3店閉鎖の三越伊勢丹。好調の大丸松坂屋と明暗が分かれた理由

 

事業や組織の改革をなおざりにした三越伊勢丹HD

市場の縮小と競争の激化で苦しい立場に立たされている百貨店業界。ここで業界の二大巨頭、三越伊勢丹HDとJ.フロントリテイリングのこれまでの歩みを見ていきます。

まずは、3店の閉鎖を発表した三越伊勢丹HDの業績を確認します。直近の18年3月期連結決算は、売上高が前年比1.2%増の1兆2,688億円、純損益は9億円の赤字(前の期は149億円の黒字)でした。増収となったものの、純損益は8年ぶりに赤字に転落しています。

純損益が赤字になったのは、早期退職制度により積み増された退職金や伊勢丹松戸店の店舗閉鎖損失、三越伊勢丹や高級スーパー「クイーンズ伊勢丹」を運営する三越伊勢丹フードサービスの店舗設備の減損損失などで計261億円の特別損失を計上したことが大きく影響しました。三越伊勢丹は18年3月期から3年間で800~1,200人の人員削減を目指すほか、不採算店や不採算事業の整理に乗り出すなどリストラを推し進めています

三越伊勢丹HDは、当時百貨店4位の三越と5位の伊勢丹が経営統合して08年4月に持ち株会社として誕生したのが始まりです。統合直後の09年3月期の売上高は1兆4,266億円にも上り、国内最大の百貨店として業界に君臨することになりました。

しかし、リーマンショックの影響などで10年3月期に売上高は1兆2,916億円前年比9.5%減)まで減ってしまいます。それ以降、現在まで、概ね1兆2,000億円台で横ばいで推移し成長が見られない状況です。そして近年は純利益が低下傾向にあり、先述したとおり18年3月期は最終赤字に陥っています。景気低迷など外部環境が影響したほか、内部環境では事業や組織の改革をなおざりにしたツケが回ってきた側面があります。現在改革を急ピッチで進めていますが、遅きに失した感が否めません。改革が実を結ぶとしても、業績に現れるのは先のことになりそうです。

一方、大丸松坂屋百貨店やファッションビルのパルコなどを傘下に持つJ・フロントリテイリングは百貨店改革において一定の成果を出しています。直近の18年2月期連結決算(国際会計基準)は、売上高が前年比3.8%増の4,699億円、純利益は同5.3%増の284億円と増収増益を達成しました。
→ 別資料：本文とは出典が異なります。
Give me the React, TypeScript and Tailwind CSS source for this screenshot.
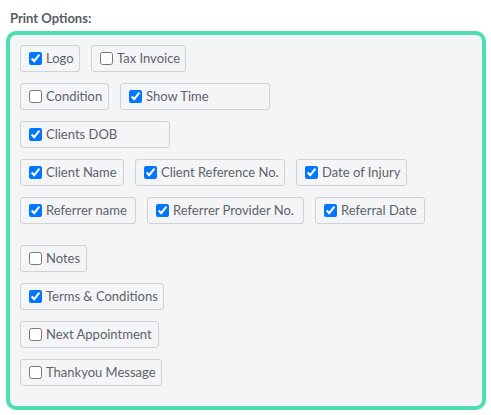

なおJフロントは18年2月期から国際会計基準(IFRS)に移行しており、これにより売上高が6割目減りしています。日本基準を導入する百貨店は商品販売額を売上高として計上する場合が多いのですが、IFRSでは販売額から仕入れ値を引いた手数料部分のみを売上高に計上するため、日本基準とIFRSとでは売上高が大きく異なります。そのためJフロントの場合、この点を考慮して見ていく必要があります。

Jフロントは百貨店の大丸と松坂屋HDが経営統合して07年9月に持ち株会社として誕生したのが始まりです。統合直後の08年2月期の売上高は1兆164億円でした。その後はリーマンショックの影響で三越伊勢丹HDと同様にJフロントの売上高も減少しますが、12年2月期の9,414億円を底に、その後は上昇します。

12年2月期以降に売上高が上向いたのは、12年8月にパルコを子会社化したことが大きく影響しました。Jフロントはこの頃から「脱・百貨店」を目立つ形で進めています。たとえば、11年に輸入雑貨店「プラザ」を展開するスタイリングライフ・ホールディングスに49%出資しています。今後では、来年4月に小売りの枠を超えて保育所を開業する計画があります。このように百貨店以外の分野に手を広げることで脱百貨店を図っているのです。